--- START ---
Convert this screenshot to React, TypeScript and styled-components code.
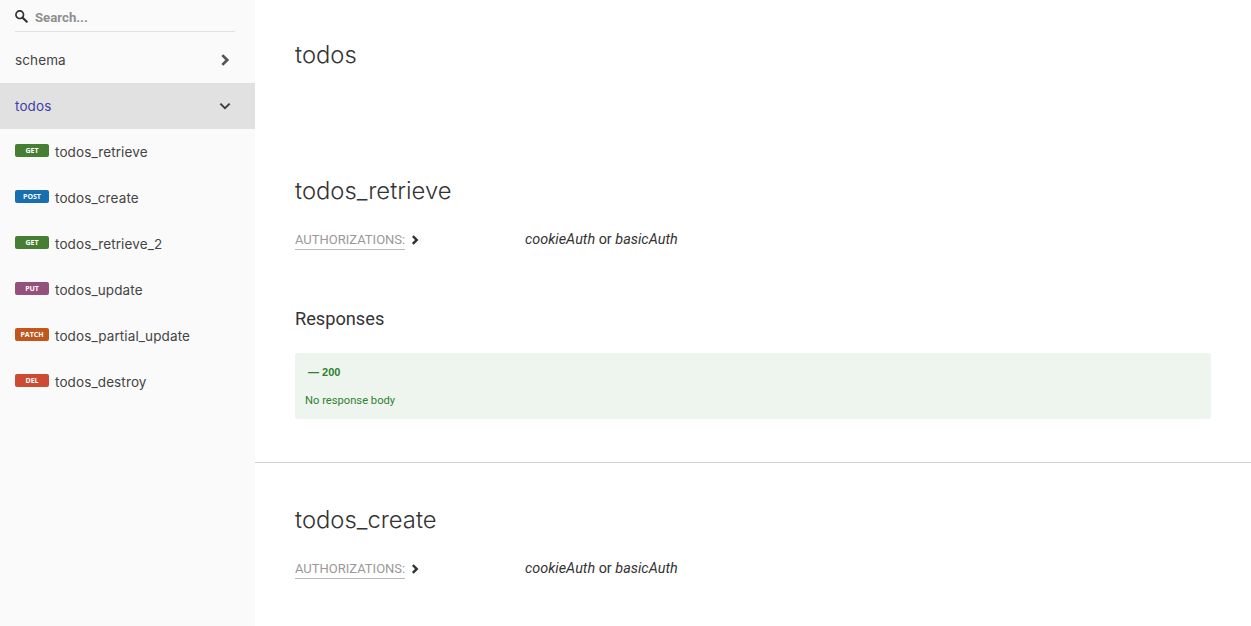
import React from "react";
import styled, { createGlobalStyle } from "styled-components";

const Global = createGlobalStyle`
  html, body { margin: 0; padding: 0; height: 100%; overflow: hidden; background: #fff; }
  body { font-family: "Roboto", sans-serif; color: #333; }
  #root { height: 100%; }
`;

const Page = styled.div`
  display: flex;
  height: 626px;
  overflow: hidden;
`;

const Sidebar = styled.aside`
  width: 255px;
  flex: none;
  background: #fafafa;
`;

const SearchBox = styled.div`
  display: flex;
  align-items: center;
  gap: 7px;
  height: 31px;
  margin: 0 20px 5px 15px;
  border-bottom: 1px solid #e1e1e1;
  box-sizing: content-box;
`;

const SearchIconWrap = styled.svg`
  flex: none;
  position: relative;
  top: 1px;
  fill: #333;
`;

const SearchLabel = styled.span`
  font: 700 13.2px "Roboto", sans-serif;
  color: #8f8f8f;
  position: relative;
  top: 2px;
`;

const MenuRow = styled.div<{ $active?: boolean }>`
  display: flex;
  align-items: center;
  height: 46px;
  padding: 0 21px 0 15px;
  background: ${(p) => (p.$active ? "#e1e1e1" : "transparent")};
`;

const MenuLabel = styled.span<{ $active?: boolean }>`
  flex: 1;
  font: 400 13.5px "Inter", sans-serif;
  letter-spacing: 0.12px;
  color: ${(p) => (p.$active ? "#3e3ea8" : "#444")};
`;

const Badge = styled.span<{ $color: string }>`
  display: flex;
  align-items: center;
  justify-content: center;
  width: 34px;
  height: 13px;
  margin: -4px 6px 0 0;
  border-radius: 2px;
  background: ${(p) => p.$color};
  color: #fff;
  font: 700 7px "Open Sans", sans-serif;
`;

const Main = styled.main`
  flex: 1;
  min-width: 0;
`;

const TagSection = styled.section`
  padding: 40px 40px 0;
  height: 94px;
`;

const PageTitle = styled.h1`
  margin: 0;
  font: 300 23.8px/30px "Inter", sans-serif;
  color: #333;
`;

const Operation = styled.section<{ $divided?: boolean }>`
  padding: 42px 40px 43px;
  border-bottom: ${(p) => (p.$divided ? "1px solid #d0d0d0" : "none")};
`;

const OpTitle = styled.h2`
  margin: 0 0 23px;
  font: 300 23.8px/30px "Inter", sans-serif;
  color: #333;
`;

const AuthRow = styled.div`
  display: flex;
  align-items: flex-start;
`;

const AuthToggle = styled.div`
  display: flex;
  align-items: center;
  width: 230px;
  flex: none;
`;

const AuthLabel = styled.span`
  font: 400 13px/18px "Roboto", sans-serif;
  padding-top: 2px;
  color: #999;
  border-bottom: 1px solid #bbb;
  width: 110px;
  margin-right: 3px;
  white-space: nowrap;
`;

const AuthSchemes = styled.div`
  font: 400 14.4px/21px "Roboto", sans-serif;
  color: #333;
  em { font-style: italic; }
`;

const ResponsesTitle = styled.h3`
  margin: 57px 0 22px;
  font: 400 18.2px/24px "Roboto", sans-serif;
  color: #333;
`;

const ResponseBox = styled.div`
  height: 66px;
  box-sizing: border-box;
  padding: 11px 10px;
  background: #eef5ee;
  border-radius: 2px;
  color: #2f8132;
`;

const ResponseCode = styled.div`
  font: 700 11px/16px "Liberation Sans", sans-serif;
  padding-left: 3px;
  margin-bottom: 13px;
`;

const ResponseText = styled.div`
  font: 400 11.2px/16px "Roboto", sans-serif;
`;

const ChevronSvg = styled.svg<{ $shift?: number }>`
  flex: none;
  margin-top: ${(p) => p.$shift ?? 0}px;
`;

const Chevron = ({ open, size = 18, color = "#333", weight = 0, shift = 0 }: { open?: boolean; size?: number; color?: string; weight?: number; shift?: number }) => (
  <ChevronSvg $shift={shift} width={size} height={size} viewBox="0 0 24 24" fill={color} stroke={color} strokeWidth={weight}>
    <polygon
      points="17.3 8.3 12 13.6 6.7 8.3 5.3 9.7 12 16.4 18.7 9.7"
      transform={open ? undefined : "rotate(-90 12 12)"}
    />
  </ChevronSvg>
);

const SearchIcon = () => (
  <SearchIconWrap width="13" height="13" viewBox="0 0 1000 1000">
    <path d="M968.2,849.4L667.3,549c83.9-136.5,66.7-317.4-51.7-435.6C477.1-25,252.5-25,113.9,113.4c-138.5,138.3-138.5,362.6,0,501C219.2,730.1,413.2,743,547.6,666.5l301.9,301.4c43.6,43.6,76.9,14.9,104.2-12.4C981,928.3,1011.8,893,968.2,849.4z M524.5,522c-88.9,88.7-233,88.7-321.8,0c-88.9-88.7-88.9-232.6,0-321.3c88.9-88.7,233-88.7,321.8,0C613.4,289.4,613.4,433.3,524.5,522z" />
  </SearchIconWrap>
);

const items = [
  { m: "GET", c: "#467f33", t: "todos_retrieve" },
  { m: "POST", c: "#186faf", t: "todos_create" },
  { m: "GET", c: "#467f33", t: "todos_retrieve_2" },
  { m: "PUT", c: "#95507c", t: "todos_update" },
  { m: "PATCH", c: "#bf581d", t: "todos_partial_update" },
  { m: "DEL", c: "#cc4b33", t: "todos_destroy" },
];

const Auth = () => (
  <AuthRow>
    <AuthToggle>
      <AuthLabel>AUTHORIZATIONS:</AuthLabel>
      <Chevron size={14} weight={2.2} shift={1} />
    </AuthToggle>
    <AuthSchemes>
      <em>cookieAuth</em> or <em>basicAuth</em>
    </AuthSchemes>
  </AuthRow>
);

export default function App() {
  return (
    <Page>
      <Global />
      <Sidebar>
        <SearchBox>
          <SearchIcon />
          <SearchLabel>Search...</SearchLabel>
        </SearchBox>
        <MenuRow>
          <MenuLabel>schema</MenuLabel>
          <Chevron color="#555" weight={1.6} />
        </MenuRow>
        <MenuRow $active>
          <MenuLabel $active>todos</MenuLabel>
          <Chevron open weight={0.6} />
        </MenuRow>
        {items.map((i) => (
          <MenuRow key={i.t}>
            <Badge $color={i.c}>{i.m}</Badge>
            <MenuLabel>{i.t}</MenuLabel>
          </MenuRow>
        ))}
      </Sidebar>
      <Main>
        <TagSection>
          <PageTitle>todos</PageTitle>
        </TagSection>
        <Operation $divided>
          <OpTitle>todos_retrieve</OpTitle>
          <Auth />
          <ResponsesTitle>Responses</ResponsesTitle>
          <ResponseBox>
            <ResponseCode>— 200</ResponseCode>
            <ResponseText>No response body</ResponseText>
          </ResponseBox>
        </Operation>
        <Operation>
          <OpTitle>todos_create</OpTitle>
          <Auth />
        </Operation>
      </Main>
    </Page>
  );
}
--- END ---
GIVEN PROBLEM:
Write the material out again exactly as it appears, dropping the pictures.

WRITTEN SOLUTION:
Convert this screenshot to React, TypeScript and styled-components code.
import React from "react";
import styled, { createGlobalStyle } from "styled-components";

const Global = createGlobalStyle`
  html, body { margin: 0; padding: 0; height: 100%; overflow: hidden; background: #fff; }
  body { font-family: "Roboto", sans-serif; color: #333; }
  #root { height: 100%; }
`;

const Page = styled.div`
  display: flex;
  height: 626px;
  overflow: hidden;
`;

const Sidebar = styled.aside`
  width: 255px;
  flex: none;
  background: #fafafa;
`;

const SearchBox = styled.div`
  display: flex;
  align-items: center;
  gap: 7px;
  height: 31px;
  margin: 0 20px 5px 15px;
  border-bottom: 1px solid #e1e1e1;
  box-sizing: content-box;
`;

const SearchIconWrap = styled.svg`
  flex: none;
  position: relative;
  top: 1px;
  fill: #333;
`;

const SearchLabel = styled.span`
  font: 700 13.2px "Roboto", sans-serif;
  color: #8f8f8f;
  position: relative;
  top: 2px;
`;

const MenuRow = styled.div<{ $active?: boolean }>`
  display: flex;
  align-items: center;
  height: 46px;
  padding: 0 21px 0 15px;
  background: ${(p) => (p.$active ? "#e1e1e1" : "transparent")};
`;

const MenuLabel = styled.span<{ $active?: boolean }>`
  flex: 1;
  font: 400 13.5px "Inter", sans-serif;
  letter-spacing: 0.12px;
  color: ${(p) => (p.$active ? "#3e3ea8" : "#444")};
`;

const Badge = styled.span<{ $color: string }>`
  display: flex;
  align-items: center;
  justify-content: center;
  width: 34px;
  height: 13px;
  margin: -4px 6px 0 0;
  border-radius: 2px;
  background: ${(p) => p.$color};
  color: #fff;
  font: 700 7px "Open Sans", sans-serif;
`;

const Main = styled.main`
  flex: 1;
  min-width: 0;
`;

const TagSection = styled.section`
  padding: 40px 40px 0;
  height: 94px;
`;

const PageTitle = styled.h1`
  margin: 0;
  font: 300 23.8px/30px "Inter", sans-serif;
  color: #333;
`;

const Operation = styled.section<{ $divided?: boolean }>`
  padding: 42px 40px 43px;
  border-bottom: ${(p) => (p.$divided ? "1px solid #d0d0d0" : "none")};
`;

const OpTitle = styled.h2`
  margin: 0 0 23px;
  font: 300 23.8px/30px "Inter", sans-serif;
  color: #333;
`;

const AuthRow = styled.div`
  display: flex;
  align-items: flex-start;
`;

const AuthToggle = styled.div`
  display: flex;
  align-items: center;
  width: 230px;
  flex: none;
`;

const AuthLabel = styled.span`
  font: 400 13px/18px "Roboto", sans-serif;
  padding-top: 2px;
  color: #999;
  border-bottom: 1px solid #bbb;
  width: 110px;
  margin-right: 3px;
  white-space: nowrap;
`;

const AuthSchemes = styled.div`
  font: 400 14.4px/21px "Roboto", sans-serif;
  color: #333;
  em { font-style: italic; }
`;

const ResponsesTitle = styled.h3`
  margin: 57px 0 22px;
  font: 400 18.2px/24px "Roboto", sans-serif;
  color: #333;
`;

const ResponseBox = styled.div`
  height: 66px;
  box-sizing: border-box;
  padding: 11px 10px;
  background: #eef5ee;
  border-radius: 2px;
  color: #2f8132;
`;

const ResponseCode = styled.div`
  font: 700 11px/16px "Liberation Sans", sans-serif;
  padding-left: 3px;
  margin-bottom: 13px;
`;

const ResponseText = styled.div`
  font: 400 11.2px/16px "Roboto", sans-serif;
`;

const ChevronSvg = styled.svg<{ $shift?: number }>`
  flex: none;
  margin-top: ${(p) => p.$shift ?? 0}px;
`;

const Chevron = ({ open, size = 18, color = "#333", weight = 0, shift = 0 }: { open?: boolean; size?: number; color?: string; weight?: number; shift?: number }) => (
  <ChevronSvg $shift={shift} width={size} height={size} viewBox="0 0 24 24" fill={color} stroke={color} strokeWidth={weight}>
    <polygon
      points="17.3 8.3 12 13.6 6.7 8.3 5.3 9.7 12 16.4 18.7 9.7"
      transform={open ? undefined : "rotate(-90 12 12)"}
    />
  </ChevronSvg>
);

const SearchIcon = () => (
  <SearchIconWrap width="13" height="13" viewBox="0 0 1000 1000">
    <path d="M968.2,849.4L667.3,549c83.9-136.5,66.7-317.4-51.7-435.6C477.1-25,252.5-25,113.9,113.4c-138.5,138.3-138.5,362.6,0,501C219.2,730.1,413.2,743,547.6,666.5l301.9,301.4c43.6,43.6,76.9,14.9,104.2-12.4C981,928.3,1011.8,893,968.2,849.4z M524.5,522c-88.9,88.7-233,88.7-321.8,0c-88.9-88.7-88.9-232.6,0-321.3c88.9-88.7,233-88.7,321.8,0C613.4,289.4,613.4,433.3,524.5,522z" />
  </SearchIconWrap>
);

const items = [
  { m: "GET", c: "#467f33", t: "todos_retrieve" },
  { m: "POST", c: "#186faf", t: "todos_create" },
  { m: "GET", c: "#467f33", t: "todos_retrieve_2" },
  { m: "PUT", c: "#95507c", t: "todos_update" },
  { m: "PATCH", c: "#bf581d", t: "todos_partial_update" },
  { m: "DEL", c: "#cc4b33", t: "todos_destroy" },
];

const Auth = () => (
  <AuthRow>
    <AuthToggle>
      <AuthLabel>AUTHORIZATIONS:</AuthLabel>
      <Chevron size={14} weight={2.2} shift={1} />
    </AuthToggle>
    <AuthSchemes>
      <em>cookieAuth</em> or <em>basicAuth</em>
    </AuthSchemes>
  </AuthRow>
);

export default function App() {
  return (
    <Page>
      <Global />
      <Sidebar>
        <SearchBox>
          <SearchIcon />
          <SearchLabel>Search...</SearchLabel>
        </SearchBox>
        <MenuRow>
          <MenuLabel>schema</MenuLabel>
          <Chevron color="#555" weight={1.6} />
        </MenuRow>
        <MenuRow $active>
          <MenuLabel $active>todos</MenuLabel>
          <Chevron open weight={0.6} />
        </MenuRow>
        {items.map((i) => (
          <MenuRow key={i.t}>
            <Badge $color={i.c}>{i.m}</Badge>
            <MenuLabel>{i.t}</MenuLabel>
          </MenuRow>
        ))}
      </Sidebar>
      <Main>
        <TagSection>
          <PageTitle>todos</PageTitle>
        </TagSection>
        <Operation $divided>
          <OpTitle>todos_retrieve</OpTitle>
          <Auth />
          <ResponsesTitle>Responses</ResponsesTitle>
          <ResponseBox>
            <ResponseCode>— 200</ResponseCode>
            <ResponseText>No response body</ResponseText>
          </ResponseBox>
        </Operation>
        <Operation>
          <OpTitle>todos_create</OpTitle>
          <Auth />
        </Operation>
      </Main>
    </Page>
  );
}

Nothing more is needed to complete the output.